Notes on...

It’s not just hooligans – hipsters also love a football shirt

19 October 2019

9:00 AM

19 October 2019

9:00 AM

When I was young, from about the age of nine to 13, I went through what my parents recall with a shudder as ‘the football shirt phase’. Where some children rebel by smoking, and others take to eyeliner, my vice was polyester. My first shirt was a quirky one — an early Noughties AS Bari white and red home shirt with an itchy collar. The thing smelled of washing powder no matter how much I wore it — which was daily for the best part of three months one very hot Italian summer.

I’d wear football shirts everywhere, from family meals to drinks parties, trips into town and to Mass. It got to a point where my father would explode with rage if I appeared at the door wearing a baggy AC Milan kit. He would threaten to leave me behind unless I changed — but of course he never did, knowing that an afternoon on the sofa was what I was angling for. As angry as it made him, he refused to negotiate with terrorists.

Looking back, though, I don’t think my sartorial choices were that bad. If anything, I was ahead of the curve. Football shirts, you see, are big business. Real Madrid’s kit deal with Adidas is worth almost £1.5 billion. There are many reasons why: after all, big teams sell shirts in big numbers. But increasingly, they are becoming recognised more and more for their aesthetics. Some are even becoming ‘labels’ in themselves.

The game’s fashion has evolved in strange ways since the casualwear of the terraces in the 1980s brought the world Stone Island and Sergio Tacchini. It’s no longer just about displaying your club’s colours — now there are statements to be made about taste. Juventus changed their crest last year to a more marketable ‘J’ logo, and this year’s away strip is pink with a subtle camo effect, making it resemble the undulating fibres of a melting marshmallow.

Barcelona, of the famous red and blue stripes, have abandoned tradition in favour of a checked kit. Inter Milan have combined designs from previous seasons to create a mad blue and black collage. Paris Saint–Germain, meanwhile, have struck up a series of collaborations with street fashion brands from Air Jordan to BAPE. They now have more capsule collections than major titles.

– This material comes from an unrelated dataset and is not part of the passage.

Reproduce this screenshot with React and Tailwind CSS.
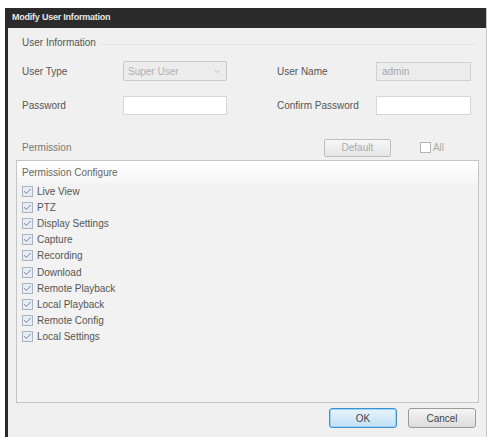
import { Check, ChevronDown } from 'lucide-react';

const perms = [
    'Live View', 'PTZ', 'Display Settings', 'Capture', 'Recording',
    'Download', 'Remote Playback', 'Local Playback', 'Remote Config', 'Local Settings'
];

function Box({ checked }) {
    return (
        <div className="w-[11px] h-[11px] border border-[#a9b3c2] bg-[#e8ecf2] flex items-center justify-center">
            {checked && <Check size={9} strokeWidth={2.5} className="text-[#6a7a94]" />}
        </div>
    );
}

export default function App() {
    return (
        <div className="w-[490px] h-[437px] bg-white pt-[8px] pl-[5px] overflow-hidden font-['Liberation_Sans',sans-serif] text-[10px] text-[#555]">
            <div className="w-[482px] h-[440px] border-l-[3px] border-[#2a2a2a] border-r border-r-[#c8c8c8] bg-[#f0f0f0] flex flex-col">
                {/* Title bar */}
                <div className="h-[20px] bg-[#2b2b2b] flex items-center pl-[4px] text-[#e8e8e8] text-[9px] font-bold tracking-tight">
                    Modify User Information
                </div>

                <div className="flex-1 flex flex-col pl-[9px] pr-[8px]">
                    {/* User Information group */}
                    <div className="flex items-center h-[26px] mt-[1px]">
                        <span className="pl-[5px]">User Information</span>
                        <div className="flex-1 h-px bg-[#e2e2e2] ml-[6px] mr-[4px] mt-[4px]"></div>
                    </div>

                    <div className="flex items-center mt-[6px] h-[20px]">
                        <span className="w-[106px] pl-[5px]">User Type</span>
                        <div className="w-[104px] h-[20px] border border-[#c9c9c9] rounded-[2px] bg-[#ececec] flex items-center justify-between px-[4px] text-[#b0b0b0]">
                            <span>Super User</span>
                            <ChevronDown size={9} className="text-[#b0b0b0]" />
                        </div>
                        <span className="w-[99px] ml-[50px]">User Name</span>
                        <div className="w-[95px] h-[19px] border border-[#cfcfcf] bg-[#ececec] flex items-center px-[5px] text-[#a8a8a8]">
                            admin
                        </div>
                    </div>

                    <div className="flex items-center mt-[14px] h-[20px]">
                        <span className="w-[106px] pl-[5px]">Password</span>
                        <div className="w-[104px] h-[19px] border border-[#d6d6d6] bg-white"></div>
                        <span className="w-[99px] ml-[50px]">Confirm Password</span>
                        <div className="w-[95px] h-[19px] border border-[#d6d6d6] bg-white"></div>
                    </div>

                    {/* Permission row */}
                    <div className="flex items-center mt-[23px] h-[19px]">
                        <span className="pl-[5px] text-[#777]">Permission</span>
                        <div className="ml-auto w-[67px] h-[18px] border border-[#bdbdbd] rounded-[2px] bg-gradient-to-b from-[#f6f6f6] to-[#e6e6e6] flex items-center justify-center text-[#aaa]">
                            Default
                        </div>
                        <div className="flex items-center ml-[29px] mr-[34px] text-[#aaa]">
                            <div className="w-[11px] h-[11px] border border-[#b5b5b5] bg-white"></div>
                            <span className="ml-[2px]">All</span>
                        </div>
                    </div>

                    {/* Permission Configure panel */}
                    <div className="mt-[3px] h-[243px] w-[463px] -ml-[1px] border border-[#c4c4c4] bg-[#f2f2f2] flex flex-col">
                        <div className="h-[22px] bg-gradient-to-b from-white to-[#f6f6f6] flex items-center pl-[5px] text-[#666]">
                            Permission Configure
                        </div>
                        <div className="flex flex-col pl-[5px]">
                            {perms.map(p => (
                                <div key={p} className="h-[16.2px] flex items-center gap-[4px] text-[#555]">
                                    <Box checked />
                                    <span>{p}</span>
                                </div>
                            ))}
                        </div>
                    </div>

                    {/* Buttons */}
                    <div className="flex justify-end gap-[11px] mt-[5px] mr-[2px]">
                        <div className="w-[68px] h-[20px] rounded-[3px] border border-[#3c8fd0] bg-gradient-to-b from-[#e8f4fc] to-[#bfe0f6] shadow-[inset_0_0_0_1px_#9fd2f4] flex items-center justify-center text-[#444]">
                            OK
                        </div>
                        <div className="w-[68px] h-[20px] rounded-[3px] border border-[#9a9a9a] bg-gradient-to-b from-[#f4f4f4] to-[#dcdcdc] flex items-center justify-center text-[#444]">
                            Cancel
                        </div>
                    </div>
                </div>
            </div>
        </div>
    );
}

I have a visceral hatred of Manchester United. But if there’s one thing United do well, it’s shirts. Their chaotic, seizure–inducing blue and white away strip from the early 1990s is a thing so bizarrely beautiful that it is jealously sought after by football hipsters. The same can be said for the strip West Germany wore at Italia 1990. Find one of these, or a Boca Juniors shirt from the 1980s in decent nick, and you can expect to shell out a small fortune for it.

Clubs are cottoning on that older, simpler styles can be beautiful, too. They hark back to a time when men were men, and hair was permed. Liverpool and Manchester City, this season, have brought out shirt designs lifted straight from the 1980s.

I’m not sure when football crossed over from a sweaty yob’s game into an aesthete’s wonderland. But at the very least, I feel I can look back at my younger self with a degree of pride at my ability to spot a trend nice and early. It might not have looked good in 2002, but deep down that boy must have known that in 2019 that Bari shirt would look sharp.